WHAT THE EXERCISE ASKS: Make an exact transcription of the material, leaving out all images.

AVAILABLE DATA:
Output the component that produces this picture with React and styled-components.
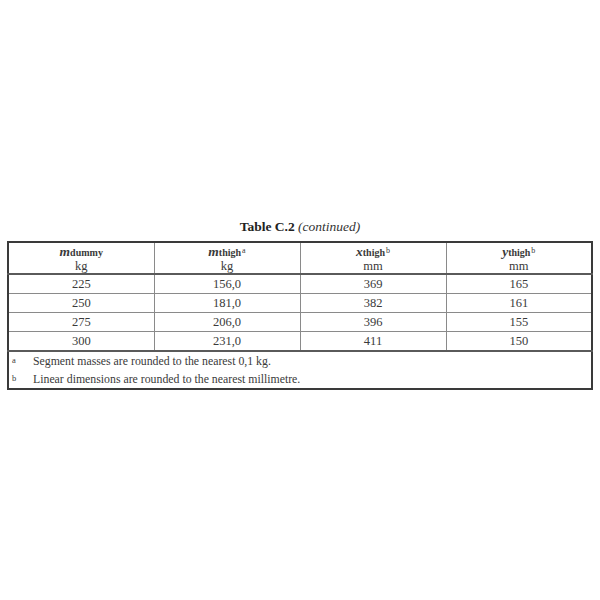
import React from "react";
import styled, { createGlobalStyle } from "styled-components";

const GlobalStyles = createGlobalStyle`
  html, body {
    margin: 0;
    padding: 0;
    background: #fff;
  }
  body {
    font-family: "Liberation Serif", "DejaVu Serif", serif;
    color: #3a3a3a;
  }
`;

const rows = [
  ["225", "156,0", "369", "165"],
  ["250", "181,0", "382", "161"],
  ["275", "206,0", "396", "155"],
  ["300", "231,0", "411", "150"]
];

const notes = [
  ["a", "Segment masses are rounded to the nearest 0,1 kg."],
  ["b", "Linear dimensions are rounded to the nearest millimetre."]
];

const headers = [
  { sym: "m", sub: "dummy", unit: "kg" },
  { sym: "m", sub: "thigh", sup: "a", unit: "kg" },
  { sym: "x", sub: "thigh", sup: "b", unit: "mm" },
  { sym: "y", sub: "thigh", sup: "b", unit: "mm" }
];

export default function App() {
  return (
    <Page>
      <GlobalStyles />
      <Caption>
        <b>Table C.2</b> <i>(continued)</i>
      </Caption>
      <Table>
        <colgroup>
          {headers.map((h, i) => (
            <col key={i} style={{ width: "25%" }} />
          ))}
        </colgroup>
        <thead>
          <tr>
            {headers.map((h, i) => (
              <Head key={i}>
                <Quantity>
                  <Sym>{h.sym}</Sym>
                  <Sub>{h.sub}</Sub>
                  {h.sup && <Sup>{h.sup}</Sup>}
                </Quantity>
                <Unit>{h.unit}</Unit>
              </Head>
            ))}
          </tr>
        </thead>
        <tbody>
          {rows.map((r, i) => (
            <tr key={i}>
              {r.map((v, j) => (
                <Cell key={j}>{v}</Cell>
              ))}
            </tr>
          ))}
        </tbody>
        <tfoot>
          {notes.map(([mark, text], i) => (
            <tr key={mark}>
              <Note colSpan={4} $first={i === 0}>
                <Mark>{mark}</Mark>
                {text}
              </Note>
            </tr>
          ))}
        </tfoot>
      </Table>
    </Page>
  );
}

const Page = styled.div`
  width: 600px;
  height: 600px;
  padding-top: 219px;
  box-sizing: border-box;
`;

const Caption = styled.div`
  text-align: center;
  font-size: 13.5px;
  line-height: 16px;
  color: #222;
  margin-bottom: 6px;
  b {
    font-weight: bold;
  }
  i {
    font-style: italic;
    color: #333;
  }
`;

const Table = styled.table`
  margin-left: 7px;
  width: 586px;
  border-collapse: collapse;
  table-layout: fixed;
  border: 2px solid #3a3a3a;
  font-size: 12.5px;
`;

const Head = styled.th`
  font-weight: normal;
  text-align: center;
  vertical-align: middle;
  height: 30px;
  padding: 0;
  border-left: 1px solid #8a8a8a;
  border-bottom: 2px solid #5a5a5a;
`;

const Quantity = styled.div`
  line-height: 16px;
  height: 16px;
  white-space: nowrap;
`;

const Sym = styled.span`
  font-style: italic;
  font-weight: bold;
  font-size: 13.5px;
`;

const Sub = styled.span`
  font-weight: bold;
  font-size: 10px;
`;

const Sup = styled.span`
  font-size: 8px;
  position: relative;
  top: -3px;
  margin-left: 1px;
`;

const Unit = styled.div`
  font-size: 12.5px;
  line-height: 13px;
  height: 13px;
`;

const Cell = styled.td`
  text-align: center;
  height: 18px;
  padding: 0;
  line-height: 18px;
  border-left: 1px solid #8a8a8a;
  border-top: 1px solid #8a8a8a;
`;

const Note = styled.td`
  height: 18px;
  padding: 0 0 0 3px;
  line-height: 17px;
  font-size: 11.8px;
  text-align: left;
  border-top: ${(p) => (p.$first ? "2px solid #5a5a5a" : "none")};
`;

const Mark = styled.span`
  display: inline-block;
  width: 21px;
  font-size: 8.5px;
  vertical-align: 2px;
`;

EXPECTED ANSWER:
Output the component that produces this picture with React and styled-components.
import React from "react";
import styled, { createGlobalStyle } from "styled-components";

const GlobalStyles = createGlobalStyle`
  html, body {
    margin: 0;
    padding: 0;
    background: #fff;
  }
  body {
    font-family: "Liberation Serif", "DejaVu Serif", serif;
    color: #3a3a3a;
  }
`;

const rows = [
  ["225", "156,0", "369", "165"],
  ["250", "181,0", "382", "161"],
  ["275", "206,0", "396", "155"],
  ["300", "231,0", "411", "150"]
];

const notes = [
  ["a", "Segment masses are rounded to the nearest 0,1 kg."],
  ["b", "Linear dimensions are rounded to the nearest millimetre."]
];

const headers = [
  { sym: "m", sub: "dummy", unit: "kg" },
  { sym: "m", sub: "thigh", sup: "a", unit: "kg" },
  { sym: "x", sub: "thigh", sup: "b", unit: "mm" },
  { sym: "y", sub: "thigh", sup: "b", unit: "mm" }
];

export default function App() {
  return (
    <Page>
      <GlobalStyles />
      <Caption>
        <b>Table C.2</b> <i>(continued)</i>
      </Caption>
      <Table>
        <colgroup>
          {headers.map((h, i) => (
            <col key={i} style={{ width: "25%" }} />
          ))}
        </colgroup>
        <thead>
          <tr>
            {headers.map((h, i) => (
              <Head key={i}>
                <Quantity>
                  <Sym>{h.sym}</Sym>
                  <Sub>{h.sub}</Sub>
                  {h.sup && <Sup>{h.sup}</Sup>}
                </Quantity>
                <Unit>{h.unit}</Unit>
              </Head>
            ))}
          </tr>
        </thead>
        <tbody>
          {rows.map((r, i) => (
            <tr key={i}>
              {r.map((v, j) => (
                <Cell key={j}>{v}</Cell>
              ))}
            </tr>
          ))}
        </tbody>
        <tfoot>
          {notes.map(([mark, text], i) => (
            <tr key={mark}>
              <Note colSpan={4} $first={i === 0}>
                <Mark>{mark}</Mark>
                {text}
              </Note>
            </tr>
          ))}
        </tfoot>
      </Table>
    </Page>
  );
}

const Page = styled.div`
  width: 600px;
  height: 600px;
  padding-top: 219px;
  box-sizing: border-box;
`;

const Caption = styled.div`
  text-align: center;
  font-size: 13.5px;
  line-height: 16px;
  color: #222;
  margin-bottom: 6px;
  b {
    font-weight: bold;
  }
  i {
    font-style: italic;
    color: #333;
  }
`;

const Table = styled.table`
  margin-left: 7px;
  width: 586px;
  border-collapse: collapse;
  table-layout: fixed;
  border: 2px solid #3a3a3a;
  font-size: 12.5px;
`;

const Head = styled.th`
  font-weight: normal;
  text-align: center;
  vertical-align: middle;
  height: 30px;
  padding: 0;
  border-left: 1px solid #8a8a8a;
  border-bottom: 2px solid #5a5a5a;
`;

const Quantity = styled.div`
  line-height: 16px;
  height: 16px;
  white-space: nowrap;
`;

const Sym = styled.span`
  font-style: italic;
  font-weight: bold;
  font-size: 13.5px;
`;

const Sub = styled.span`
  font-weight: bold;
  font-size: 10px;
`;

const Sup = styled.span`
  font-size: 8px;
  position: relative;
  top: -3px;
  margin-left: 1px;
`;

const Unit = styled.div`
  font-size: 12.5px;
  line-height: 13px;
  height: 13px;
`;

const Cell = styled.td`
  text-align: center;
  height: 18px;
  padding: 0;
  line-height: 18px;
  border-left: 1px solid #8a8a8a;
  border-top: 1px solid #8a8a8a;
`;

const Note = styled.td`
  height: 18px;
  padding: 0 0 0 3px;
  line-height: 17px;
  font-size: 11.8px;
  text-align: left;
  border-top: ${(p) => (p.$first ? "2px solid #5a5a5a" : "none")};
`;

const Mark = styled.span`
  display: inline-block;
  width: 21px;
  font-size: 8.5px;
  vertical-align: 2px;
`;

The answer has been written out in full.